NORRIS EMBRY—Elkon, 1063 Madison Ave. at 80th. Embry lifts the curtain on a drama in which shadows and echoes are the actors, and reality is as fleeting as a specter. With charred cinders for eyes, a face floats freely into space, tilting wanly as it rises, while tiny robed figures wander aimlessly in streams of nervous color. Embry affirms this disressing vision with a bold, negative gesture: he signs his works NO. Thirty small monotypes, mixed media and oils. Through May 16.

GRAHAM SUTHERLAND—Rosenberg, 20 East 79th. There is nothing pastoral about Sutherland's nature: a praying mantis peers from a wicked void of scarlet, a skull dangles in a tapestry of leaves and blue sky, a snake sneaks up to a formal fountain, a torso flails agains: gravity. In his own words, Britain's topflight painter makes "emotional paraphrases of reality." They have never been more horrible or beautiful. Twenty-five recent oils. Through June 5.

GERALD GLADSTONE—Graham, 1014 Madison Ave. at 78th. A young Canadian sculptor sees the universe as rigid and definite in shape, favors the cone as a fundamental form.
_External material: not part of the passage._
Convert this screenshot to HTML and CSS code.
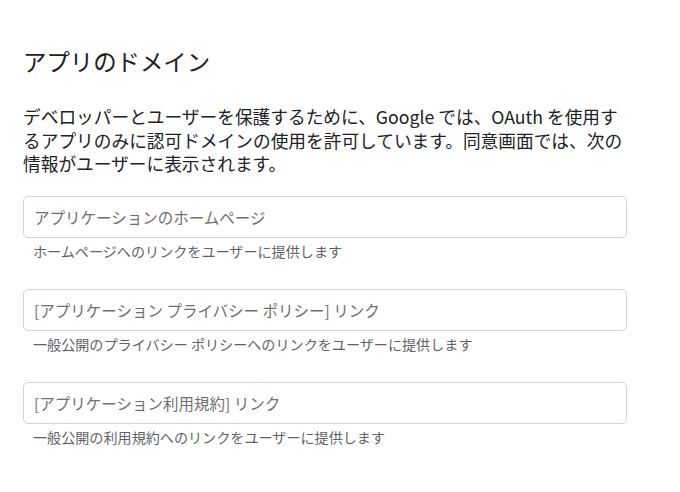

His welded-steel Galaxies, laced with a network of rods and discs, make lively geometric studies of space and time. Through May 23.

STEPHEN GREENE—Staempfli, 47 East 77th. "There is always something terrible happening in a beautiful world," says Greene. As a figurative painter he showed it by placing live bodies in coffins. Now he abstracts the figure, with a dismembered limb or an amorphous heap of flesh leaves only the sense of the human presence. Recent works, flooded with clear uncluttered color, and drawings. Through May 23.

WALTER MEIGS—Nordness, 831 Madison Ave. at 69th. Meigs' paintings make an alluring invitation to Greece where he has lived the past two years. He often plays sea green against sky blue, counterpoints the delicate sheen of acrylic polymer with the coarseness of his mixed me dia to create spatial ambiguities in Aegean landscapes and seascapes. Through May 9.

SAM FRANCIS—Jackson, 32 East 69th. Francis translates the furious vitality of his abstract expressionism into bright, brash prints. Reds, yellows, blues and greens splash across new lithographs; one, Bright Jade, Gold, Ghost, resplendent in five colors, is shown in five variations. Through May 23.

JEAN XCÉRON—Fried, 40 East 68th. A major artistic talent, Xceron, 74, left Greece at 14 to study art in the U.S., later spent ten formative years in Paris. A colorful sampling of his graceful cubist abstractions is given in recent oils, water-colors and drawings composed with lyrical lines in delicate pastels. Through May 23.

ARTISTS FOR CORE—American Federation of Arts, 41 East 65th. Just about everyone who is anyone on the New York art scene—some 200 artists ranging from Agostini to Zorach and including Motherwell, Marisol, Rothko and Rauschenberg —has contributed paintings and sculptures for the third annual exhibition and sale to benefit the Congress of Racial Equality. Through May 16.